## BEGIN EXTRACTED INFORMATION

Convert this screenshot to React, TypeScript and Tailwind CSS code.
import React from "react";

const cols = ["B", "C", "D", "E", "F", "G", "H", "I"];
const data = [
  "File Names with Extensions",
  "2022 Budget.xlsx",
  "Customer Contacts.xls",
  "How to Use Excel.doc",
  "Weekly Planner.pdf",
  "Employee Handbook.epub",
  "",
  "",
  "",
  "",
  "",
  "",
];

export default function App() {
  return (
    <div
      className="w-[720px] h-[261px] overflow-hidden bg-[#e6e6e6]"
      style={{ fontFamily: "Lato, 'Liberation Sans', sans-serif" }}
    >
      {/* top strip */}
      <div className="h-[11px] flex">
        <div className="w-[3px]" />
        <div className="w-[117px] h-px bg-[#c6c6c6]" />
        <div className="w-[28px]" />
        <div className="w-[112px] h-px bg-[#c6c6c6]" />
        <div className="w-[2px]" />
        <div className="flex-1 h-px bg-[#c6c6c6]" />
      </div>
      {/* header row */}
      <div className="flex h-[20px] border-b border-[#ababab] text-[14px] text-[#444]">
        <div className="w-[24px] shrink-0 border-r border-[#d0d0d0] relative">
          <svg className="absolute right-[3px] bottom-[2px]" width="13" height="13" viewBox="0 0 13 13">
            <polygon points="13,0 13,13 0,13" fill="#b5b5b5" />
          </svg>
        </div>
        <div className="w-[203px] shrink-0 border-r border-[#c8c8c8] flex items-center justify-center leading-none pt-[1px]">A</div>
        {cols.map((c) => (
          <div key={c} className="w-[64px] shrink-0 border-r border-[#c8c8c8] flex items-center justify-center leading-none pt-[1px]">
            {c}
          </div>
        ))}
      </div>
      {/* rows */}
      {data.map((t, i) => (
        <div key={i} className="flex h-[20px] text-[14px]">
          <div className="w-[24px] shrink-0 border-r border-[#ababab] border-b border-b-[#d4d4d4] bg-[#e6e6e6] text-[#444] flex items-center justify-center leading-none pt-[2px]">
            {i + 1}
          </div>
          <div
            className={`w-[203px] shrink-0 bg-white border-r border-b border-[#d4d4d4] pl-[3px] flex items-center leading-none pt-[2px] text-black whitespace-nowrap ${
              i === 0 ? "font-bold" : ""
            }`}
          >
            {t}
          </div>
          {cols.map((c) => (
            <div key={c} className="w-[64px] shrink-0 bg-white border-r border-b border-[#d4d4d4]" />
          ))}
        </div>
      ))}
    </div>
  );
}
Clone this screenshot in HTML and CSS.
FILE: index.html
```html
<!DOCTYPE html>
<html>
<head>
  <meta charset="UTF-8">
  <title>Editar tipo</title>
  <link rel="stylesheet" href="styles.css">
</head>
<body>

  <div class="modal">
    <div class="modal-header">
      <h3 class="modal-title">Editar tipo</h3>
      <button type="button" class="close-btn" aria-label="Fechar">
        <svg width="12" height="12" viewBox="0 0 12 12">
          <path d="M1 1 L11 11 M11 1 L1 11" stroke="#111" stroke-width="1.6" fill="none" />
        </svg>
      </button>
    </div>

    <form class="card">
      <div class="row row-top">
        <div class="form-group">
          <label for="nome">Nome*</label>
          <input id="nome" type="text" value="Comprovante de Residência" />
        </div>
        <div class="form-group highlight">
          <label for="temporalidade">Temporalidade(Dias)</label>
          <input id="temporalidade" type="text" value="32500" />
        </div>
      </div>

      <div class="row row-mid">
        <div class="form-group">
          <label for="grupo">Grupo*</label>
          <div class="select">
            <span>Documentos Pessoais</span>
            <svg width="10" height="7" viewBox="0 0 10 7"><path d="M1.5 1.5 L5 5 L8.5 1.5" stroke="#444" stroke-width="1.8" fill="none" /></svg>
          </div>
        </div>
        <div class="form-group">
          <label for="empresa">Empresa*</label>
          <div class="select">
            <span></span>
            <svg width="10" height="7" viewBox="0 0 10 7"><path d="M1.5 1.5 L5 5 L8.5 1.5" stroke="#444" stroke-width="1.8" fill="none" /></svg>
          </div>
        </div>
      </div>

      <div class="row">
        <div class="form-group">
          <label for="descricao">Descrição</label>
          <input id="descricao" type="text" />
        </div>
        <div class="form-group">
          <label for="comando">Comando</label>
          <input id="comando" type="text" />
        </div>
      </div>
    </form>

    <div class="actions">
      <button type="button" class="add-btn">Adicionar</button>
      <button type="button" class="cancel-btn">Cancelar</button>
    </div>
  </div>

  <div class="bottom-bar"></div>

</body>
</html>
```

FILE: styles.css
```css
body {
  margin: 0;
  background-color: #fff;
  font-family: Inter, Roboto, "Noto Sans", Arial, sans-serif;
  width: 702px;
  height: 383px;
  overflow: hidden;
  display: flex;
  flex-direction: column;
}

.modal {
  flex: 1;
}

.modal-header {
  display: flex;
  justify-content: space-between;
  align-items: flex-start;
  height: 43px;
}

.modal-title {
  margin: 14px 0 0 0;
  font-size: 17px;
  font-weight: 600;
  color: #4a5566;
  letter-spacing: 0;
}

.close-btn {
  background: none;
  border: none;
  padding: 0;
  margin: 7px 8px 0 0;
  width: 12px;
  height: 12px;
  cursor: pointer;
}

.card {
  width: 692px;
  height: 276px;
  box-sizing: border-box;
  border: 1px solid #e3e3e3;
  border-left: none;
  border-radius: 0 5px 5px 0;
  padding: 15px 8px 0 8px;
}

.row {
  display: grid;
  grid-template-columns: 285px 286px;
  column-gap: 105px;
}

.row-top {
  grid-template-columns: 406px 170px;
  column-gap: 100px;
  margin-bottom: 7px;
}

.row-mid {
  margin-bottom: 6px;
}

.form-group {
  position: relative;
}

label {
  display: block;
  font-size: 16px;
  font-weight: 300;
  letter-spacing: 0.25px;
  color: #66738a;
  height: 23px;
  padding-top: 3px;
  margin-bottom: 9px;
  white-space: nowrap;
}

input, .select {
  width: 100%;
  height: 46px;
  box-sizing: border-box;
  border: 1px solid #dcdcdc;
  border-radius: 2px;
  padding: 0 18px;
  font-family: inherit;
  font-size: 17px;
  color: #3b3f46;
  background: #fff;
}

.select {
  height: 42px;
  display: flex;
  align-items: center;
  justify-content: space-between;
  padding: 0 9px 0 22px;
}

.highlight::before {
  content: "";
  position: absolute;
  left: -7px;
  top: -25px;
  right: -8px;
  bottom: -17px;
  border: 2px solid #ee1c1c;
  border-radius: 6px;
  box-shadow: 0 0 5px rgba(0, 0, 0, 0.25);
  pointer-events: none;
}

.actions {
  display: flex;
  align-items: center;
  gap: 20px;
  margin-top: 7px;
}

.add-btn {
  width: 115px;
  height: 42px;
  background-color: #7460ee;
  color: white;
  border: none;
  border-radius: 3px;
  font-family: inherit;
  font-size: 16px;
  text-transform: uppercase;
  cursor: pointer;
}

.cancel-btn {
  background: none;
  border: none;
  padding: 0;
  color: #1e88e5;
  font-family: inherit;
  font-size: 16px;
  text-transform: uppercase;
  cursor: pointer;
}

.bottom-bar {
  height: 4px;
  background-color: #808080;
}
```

## END EXTRACTED INFORMATION

* WHAT THE TASK REQUIRES
Repeat the data verbatim.

* COMPLETE OUTPUT
Convert this screenshot to React, TypeScript and Tailwind CSS code.
import React from "react";

const cols = ["B", "C", "D", "E", "F", "G", "H", "I"];
const data = [
  "File Names with Extensions",
  "2022 Budget.xlsx",
  "Customer Contacts.xls",
  "How to Use Excel.doc",
  "Weekly Planner.pdf",
  "Employee Handbook.epub",
  "",
  "",
  "",
  "",
  "",
  "",
];

export default function App() {
  return (
    <div
      className="w-[720px] h-[261px] overflow-hidden bg-[#e6e6e6]"
      style={{ fontFamily: "Lato, 'Liberation Sans', sans-serif" }}
    >
      {/* top strip */}
      <div className="h-[11px] flex">
        <div className="w-[3px]" />
        <div className="w-[117px] h-px bg-[#c6c6c6]" />
        <div className="w-[28px]" />
        <div className="w-[112px] h-px bg-[#c6c6c6]" />
        <div className="w-[2px]" />
        <div className="flex-1 h-px bg-[#c6c6c6]" />
      </div>
      {/* header row */}
      <div className="flex h-[20px] border-b border-[#ababab] text-[14px] text-[#444]">
        <div className="w-[24px] shrink-0 border-r border-[#d0d0d0] relative">
          <svg className="absolute right-[3px] bottom-[2px]" width="13" height="13" viewBox="0 0 13 13">
            <polygon points="13,0 13,13 0,13" fill="#b5b5b5" />
          </svg>
        </div>
        <div className="w-[203px] shrink-0 border-r border-[#c8c8c8] flex items-center justify-center leading-none pt-[1px]">A</div>
        {cols.map((c) => (
          <div key={c} className="w-[64px] shrink-0 border-r border-[#c8c8c8] flex items-center justify-center leading-none pt-[1px]">
            {c}
          </div>
        ))}
      </div>
      {/* rows */}
      {data.map((t, i) => (
        <div key={i} className="flex h-[20px] text-[14px]">
          <div className="w-[24px] shrink-0 border-r border-[#ababab] border-b border-b-[#d4d4d4] bg-[#e6e6e6] text-[#444] flex items-center justify-center leading-none pt-[2px]">
            {i + 1}
          </div>
          <div
            className={`w-[203px] shrink-0 bg-white border-r border-b border-[#d4d4d4] pl-[3px] flex items-center leading-none pt-[2px] text-black whitespace-nowrap ${
              i === 0 ? "font-bold" : ""
            }`}
          >
            {t}
          </div>
          {cols.map((c) => (
            <div key={c} className="w-[64px] shrink-0 bg-white border-r border-b border-[#d4d4d4]" />
          ))}
        </div>
      ))}
    </div>
  );
}
Clone this screenshot in HTML and CSS.
FILE: index.html
```html
<!DOCTYPE html>
<html>
<head>
  <meta charset="UTF-8">
  <title>Editar tipo</title>
  <link rel="stylesheet" href="styles.css">
</head>
<body>

  <div class="modal">
    <div class="modal-header">
      <h3 class="modal-title">Editar tipo</h3>
      <button type="button" class="close-btn" aria-label="Fechar">
        <svg width="12" height="12" viewBox="0 0 12 12">
          <path d="M1 1 L11 11 M11 1 L1 11" stroke="#111" stroke-width="1.6" fill="none" />
        </svg>
      </button>
    </div>

    <form class="card">
      <div class="row row-top">
        <div class="form-group">
          <label for="nome">Nome*</label>
          <input id="nome" type="text" value="Comprovante de Residência" />
        </div>
        <div class="form-group highlight">
          <label for="temporalidade">Temporalidade(Dias)</label>
          <input id="temporalidade" type="text" value="32500" />
        </div>
      </div>

      <div class="row row-mid">
        <div class="form-group">
          <label for="grupo">Grupo*</label>
          <div class="select">
            <span>Documentos Pessoais</span>
            <svg width="10" height="7" viewBox="0 0 10 7"><path d="M1.5 1.5 L5 5 L8.5 1.5" stroke="#444" stroke-width="1.8" fill="none" /></svg>
          </div>
        </div>
        <div class="form-group">
          <label for="empresa">Empresa*</label>
          <div class="select">
            <span></span>
            <svg width="10" height="7" viewBox="0 0 10 7"><path d="M1.5 1.5 L5 5 L8.5 1.5" stroke="#444" stroke-width="1.8" fill="none" /></svg>
          </div>
        </div>
      </div>

      <div class="row">
        <div class="form-group">
          <label for="descricao">Descrição</label>
          <input id="descricao" type="text" />
        </div>
        <div class="form-group">
          <label for="comando">Comando</label>
          <input id="comando" type="text" />
        </div>
      </div>
    </form>

    <div class="actions">
      <button type="button" class="add-btn">Adicionar</button>
      <button type="button" class="cancel-btn">Cancelar</button>
    </div>
  </div>

  <div class="bottom-bar"></div>

</body>
</html>
```

FILE: styles.css
```css
body {
  margin: 0;
  background-color: #fff;
  font-family: Inter, Roboto, "Noto Sans", Arial, sans-serif;
  width: 702px;
  height: 383px;
  overflow: hidden;
  display: flex;
  flex-direction: column;
}

.modal {
  flex: 1;
}

.modal-header {
  display: flex;
  justify-content: space-between;
  align-items: flex-start;
  height: 43px;
}

.modal-title {
  margin: 14px 0 0 0;
  font-size: 17px;
  font-weight: 600;
  color: #4a5566;
  letter-spacing: 0;
}

.close-btn {
  background: none;
  border: none;
  padding: 0;
  margin: 7px 8px 0 0;
  width: 12px;
  height: 12px;
  cursor: pointer;
}

.card {
  width: 692px;
  height: 276px;
  box-sizing: border-box;
  border: 1px solid #e3e3e3;
  border-left: none;
  border-radius: 0 5px 5px 0;
  padding: 15px 8px 0 8px;
}

.row {
  display: grid;
  grid-template-columns: 285px 286px;
  column-gap: 105px;
}

.row-top {
  grid-template-columns: 406px 170px;
  column-gap: 100px;
  margin-bottom: 7px;
}

.row-mid {
  margin-bottom: 6px;
}

.form-group {
  position: relative;
}

label {
  display: block;
  font-size: 16px;
  font-weight: 300;
  letter-spacing: 0.25px;
  color: #66738a;
  height: 23px;
  padding-top: 3px;
  margin-bottom: 9px;
  white-space: nowrap;
}

input, .select {
  width: 100%;
  height: 46px;
  box-sizing: border-box;
  border: 1px solid #dcdcdc;
  border-radius: 2px;
  padding: 0 18px;
  font-family: inherit;
  font-size: 17px;
  color: #3b3f46;
  background: #fff;
}

.select {
  height: 42px;
  display: flex;
  align-items: center;
  justify-content: space-between;
  padding: 0 9px 0 22px;
}

.highlight::before {
  content: "";
  position: absolute;
  left: -7px;
  top: -25px;
  right: -8px;
  bottom: -17px;
  border: 2px solid #ee1c1c;
  border-radius: 6px;
  box-shadow: 0 0 5px rgba(0, 0, 0, 0.25);
  pointer-events: none;
}

.actions {
  display: flex;
  align-items: center;
  gap: 20px;
  margin-top: 7px;
}

.add-btn {
  width: 115px;
  height: 42px;
  background-color: #7460ee;
  color: white;
  border: none;
  border-radius: 3px;
  font-family: inherit;
  font-size: 16px;
  text-transform: uppercase;
  cursor: pointer;
}

.cancel-btn {
  background: none;
  border: none;
  padding: 0;
  color: #1e88e5;
  font-family: inherit;
  font-size: 16px;
  text-transform: uppercase;
  cursor: pointer;
}

.bottom-bar {
  height: 4px;
  background-color: #808080;
}
```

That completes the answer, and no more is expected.